Play Your Position In Contract Negotiations

My son Matt is now 16. Back when he was eight, he began playing Pee Wee football. He loved playing, but he had one big problem — he couldn’t decide which position to play. He liked them all.

Even more, he liked how each position had a specific role to contribute. Unlike other team sports, in football, one star player (sadly, even the GOAT, Tom Brady) can’t carry the team forever. Football is very much a team game.

Negotiating and closing important contracts is also a team sport. And, like football, it only works well and over time if everyone knows their role and contributes accordingly. Technology-related contracts in particular — thanks to their often long lead times and complicated offerings — demand that every player on the field knows what’s expected of him or her.

Certainly, each technology company operates in its own way, but I’ve seen some patterns. Here’s an overview of how essential roles and responsibilities map to key positions on the gridiron:

Quarterback — Your Sales or Business Development Team

Throughout the negotiation, the sales organization needs to lead the team toward the goal line, staying on top of the transaction and coordinating moving parts. If customer concerns arise, it’s the sales team that should identify resources that will provide the necessary comfort.

In a recent transaction, the prospect questioned whether certain functionality would meet its unique needs and requirements. The sales representative not only brought in the sales engineer to demonstrate various capabilities, but also collaborated with the customer to find creative ways to meet its needs. This continuous leadership proved essential in completing the transaction.

Running Back — Your Legal Advisor

Your counsel — whether inside or outside the company — will carry the ball and do the brunt of the contract drafting. Legal counsel’s responsibility is to negotiate the specifics and assist the business folks in understanding potential risks and tradeoffs.

Of course, counsel must respond to demands and concerns of the other party’s counsel and procurement team. Attentiveness is as important as attention to detail. Delays due to missed commitments and lack of responsiveness can cause the deal to stall or unravel.

Receivers — Engineering, Support and Professional Services

Unlike salespeople, whose efforts start the ball moving, these folks can make big plays that lead to exceptional customer satisfaction. First, by developing products and services that meet customer needs. Second, by addressing customer concerns head-on and decisively.

During contract negotiations, this group must be prepared to respond to specific customer questions and requests. A thorough understanding of the vendor’s internal processes, as well as the customer’s critical concerns, is essential.
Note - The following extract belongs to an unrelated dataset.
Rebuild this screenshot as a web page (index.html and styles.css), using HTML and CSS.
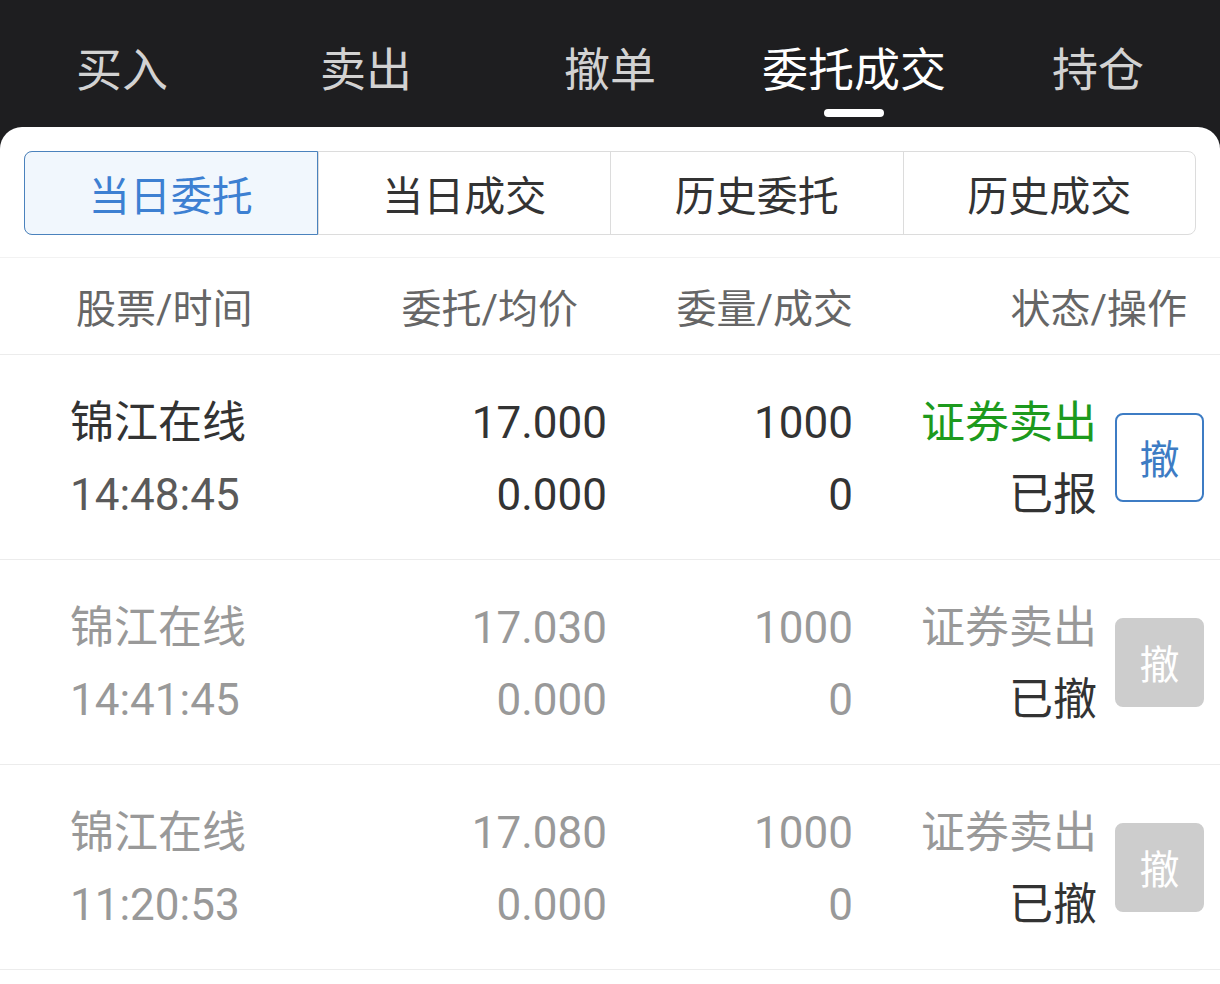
FILE: index.html
```html
<!DOCTYPE html>
<html lang="zh-CN">

<head>
    <meta charset="UTF-8">
    <meta name="viewport" content="width=device-width, initial-scale=1.0">
    <title>委托成交</title>
    <link rel="stylesheet" href="styles.css">
</head>

<body>
    <div class="page">
        <div class="topbar">
            <div class="tab">买入</div>
            <div class="tab">卖出</div>
            <div class="tab">撤单</div>
            <div class="tab active">委托成交</div>
            <div class="tab">持仓</div>
        </div>
        <div class="panel">
            <div class="seg">
                <div class="seg-item on">当日委托</div>
                <div class="seg-item">当日成交</div>
                <div class="seg-item">历史委托</div>
                <div class="seg-item">历史成交</div>
            </div>
            <div class="thead">
                <div class="c1">股票/时间</div>
                <div class="c2">委托/均价</div>
                <div class="c3">委量/成交</div>
                <div class="c4">状态/操作</div>
            </div>
            <!-- 委托列表 -->
            <div class="row">
                <div class="c1"><p class="name">锦江在线</p><p class="time">14:48:45</p></div>
                <div class="c2"><p>17.000</p><p>0.000</p></div>
                <div class="c3"><p>1000</p><p>0</p></div>
                <div class="c4">
                    <div class="state"><p class="sell">证券卖出</p><p class="dark">已报</p></div>
                    <div class="btn">撤</div>
                </div>
            </div>
            <div class="row done">
                <div class="c1"><p class="name">锦江在线</p><p class="time">14:41:45</p></div>
                <div class="c2"><p>17.030</p><p>0.000</p></div>
                <div class="c3"><p>1000</p><p>0</p></div>
                <div class="c4">
                    <div class="state"><p class="sell">证券卖出</p><p class="dark">已撤</p></div>
                    <div class="btn">撤</div>
                </div>
            </div>
            <div class="row done">
                <div class="c1"><p class="name">锦江在线</p><p class="time">11:20:53</p></div>
                <div class="c2"><p>17.080</p><p>0.000</p></div>
                <div class="c3"><p>1000</p><p>0</p></div>
                <div class="c4">
                    <div class="state"><p class="sell">证券卖出</p><p class="dark">已撤</p></div>
                    <div class="btn">撤</div>
                </div>
            </div>
        </div>
    </div>
</body>

</html>
```

FILE: styles.css
```css
* {
    margin: 0;
    padding: 0;
    box-sizing: border-box;
}

body {
    background: #1e1e20;
    font-family: Roboto, "Noto Sans CJK SC", sans-serif;
}

.page {
    width: 1220px;
    min-height: 984px;
    display: flex;
    flex-direction: column;
}

.topbar {
    height: 127px;
    display: grid;
    grid-template-columns: repeat(5, 1fr);
    background: #1e1e20;
}

.topbar .tab {
    text-align: center;
    font-size: 46px;
    line-height: 46px;
    padding-top: 47px;
    color: #d2d2d2;
    position: relative;
}

.topbar .tab.active {
    color: #fff;
}

.topbar .tab.active::after {
    content: "";
    position: absolute;
    left: 50%;
    top: 109px;
    width: 60px;
    height: 8px;
    margin-left: -30px;
    border-radius: 4px;
    background: #fff;
}

.panel {
    flex: 1;
    background: #fff;
    border-radius: 22px 22px 0 0;
    padding-top: 24px;
}

.seg {
    margin: 0 24px;
    height: 84px;
    display: flex;
    border: 1px solid #dcdcdc;
    border-radius: 8px;
}

.seg-item {
    flex: 1;
    display: flex;
    align-items: center;
    justify-content: center;
    font-size: 41px;
    color: #333;
    border-left: 1px solid #dcdcdc;
}

.seg-item:first-child {
    border-left: none;
}

.seg-item.on {
    margin: -1px 0 -1px -1px;
    border: 1px solid #4a82bd;
    border-radius: 8px 0 0 8px;
    background: #f1f7fd;
    color: #3d80d2;
}

.thead {
    margin-top: 22px;
    height: 98px;
    display: flex;
    align-items: center;
    border-top: 1px solid #f2f2f2;
    border-bottom: 1px solid #ececec;
    font-size: 40px;
    color: #666;
}

.c1 {
    width: 305px;
    padding-left: 70px;
}

.c2 {
    width: 302px;
    text-align: right;
}

.c3 {
    width: 246px;
    text-align: right;
}

.c4 {
    flex: 1;
    display: flex;
    justify-content: flex-end;
    align-items: center;
    padding-right: 16px;
}

.thead .c1 {
    padding-left: 76px;
}

.thead .c2 {
    padding-right: 29px;
}

.thead .c4 {
    padding-right: 33px;
}

.row {
    height: 205px;
    padding-top: 4px;
    display: flex;
    align-items: center;
    border-bottom: 1px solid #ececec;
    font-size: 44px;
    color: #333;
}

.row p {
    line-height: 72px;
    white-space: nowrap;
}

.row .time {
    color: #5a5a5a;
}

.state {
    text-align: right;
    margin-right: 18px;
}

.sell {
    color: #1d9a1d;
}

.dark {
    color: #333;
}

.btn {
    width: 89px;
    height: 89px;
    margin-top: -4px;
    border: 2px solid #3d7cc4;
    border-radius: 8px;
    display: flex;
    align-items: center;
    justify-content: center;
    font-size: 40px;
    color: #3d7cc4;
}

.row.done,
.row.done .time,
.row.done .sell {
    color: #999;
}

.row.done .dark {
    color: #333;
}

.row.done .btn {
    border-color: #cdcdcd;
    background: #cdcdcd;
    color: #fff;
}
```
Recently, for example, one of my vendor clients was negotiating with a large health care provider. The provider questioned security practices regarding customer records and requested broad audit rights. We asked the engineering team to participate in our Zoom meeting, during which they described specific security protocols and shared independent, third-party audit results. As a result, the customer dropped its onerous audit request, and the transaction closed quickly.

Special Teams — Marketing and Investor Relations

On a day-to-day basis, through social media, traditional advertising, conference management, press and more, these groups provide visibility and a positive spin for your products, services, and business overall. All of these efforts smooth the way for sales.

Within the negotiation itself, these folks are instrumental in providing the extra push necessary to close the deal, as needed. That may mean sharing a white paper which demonstrates past success or, as happened during a recent negotiation in which my client’s potential customer had lingering concerns about 24/7 support, arranging a meeting with an existing client who could provide a strong testimonial based on firsthand experience.

Coaching Staff — Executive Team

In most negotiations, the executive team rarely steps on the field. Their availability and willingness to get involved as needed, however, can prove to be significant. Sometimes, a simple phone call between CEO’s or EVP’s provides the last bit of reassurance needed to close the transaction.

Final Thoughts

To the casual football fan, the player who catches the touchdown or kicks the winning field goal may seem like the hero of the game. Experienced observers understand, however, that many other positions are involved — both on and off the field — in contributing to that success.

Similarly, each member of your organization has a unique role and responsibility in negotiating and closing important transactions. By participating in the process and executing effectively, your team is well positioned to move the ball downfield and across the goal line!